For $K_{s,t}$ (with $s \le t$), this gives $\Omega\p{n^{2-\frac{s+t}{st}}} \geq \Omega(n^{2-2/s})$, so $n^{2-\Theta(1/s)}$ is the right answer. In fact, when $t$ tends to infinity, we get $n^{2-\frac{1+o(1)}{s}}$, so the constant in the numerator is tight. Unfortunately though, the exponent is not exactly right for any $s,t \geq 2$.

Algebraic constructions

There are algebraic constructions that give the right exponent for some specific values of $s,t$.

Points and lines: $s=t=2$

Let $G$ be the (bipartite) graph of incidences between points and lines in $\Z_p^2$. This graph has $n=\Theta(p^2)$ vertices and $\Theta(p^3) = \Theta(n^{3/2})$ edges. Since two distinct lines cannot meet at two distinct points, there is no $K_{2,2}$.

Spheres and points: $s=t=3$

This time, consider incidences between points and “spheres” of a fixed radius in $\Z_p^3$. It’s not super clear what a “sphere” is in $\Z_p^3$, but at least in Euclidean space, three distinct spheres of the same radius cannot meet at three distinct points, so there is no $K_{3,3}$. When the radius is chosen well, this graph has $n=\Theta(p^3)$ vertices and $\Theta(p^5) = \Theta(n^{5/3})$ edges.

General: Alon–Kollár–Rónyai–Szabó

In general, for $t \geq (s-1)!+1$, there are $K_{s,t}$-free graphs with $\Omega(n^{2-1/s})$ edges. But the answer remains unknown (everywhere?) when $s \leq t \leq (s-1)!$.

  1. A graph where one node is linked to $s$ other nodes. 
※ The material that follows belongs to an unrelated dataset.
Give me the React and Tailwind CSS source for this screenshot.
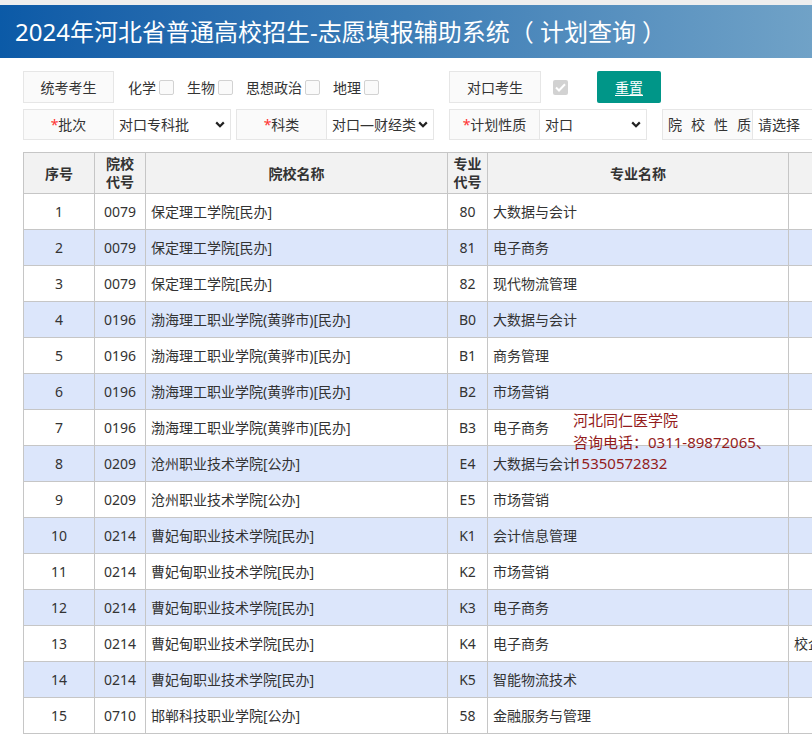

  2. To make this completely formal, we can extend $\binom{x}{s}$ to real values of as $\frac{x(x-1)\cdots(x-s+1)}{s!}$ for $x \geq s-1$, and let $\binom{x}{s} \ce 0$ when $x < s-1$

  3. i.e. choices for where each vertex of this copy of $H$ lies in $G$ 

  4. This can be slightly improved to $\Omega\p{n^{2-\frac{v(H)-2}{e(H)-1}}}$ by allowing as many as $\approx \frac{pn^2}{4}$ copies of $H$ to appear in $G$ at first, and then remove them by taking an edge away from each (this is called the “alteration method”). However, this exponent is still not tight, so who cares.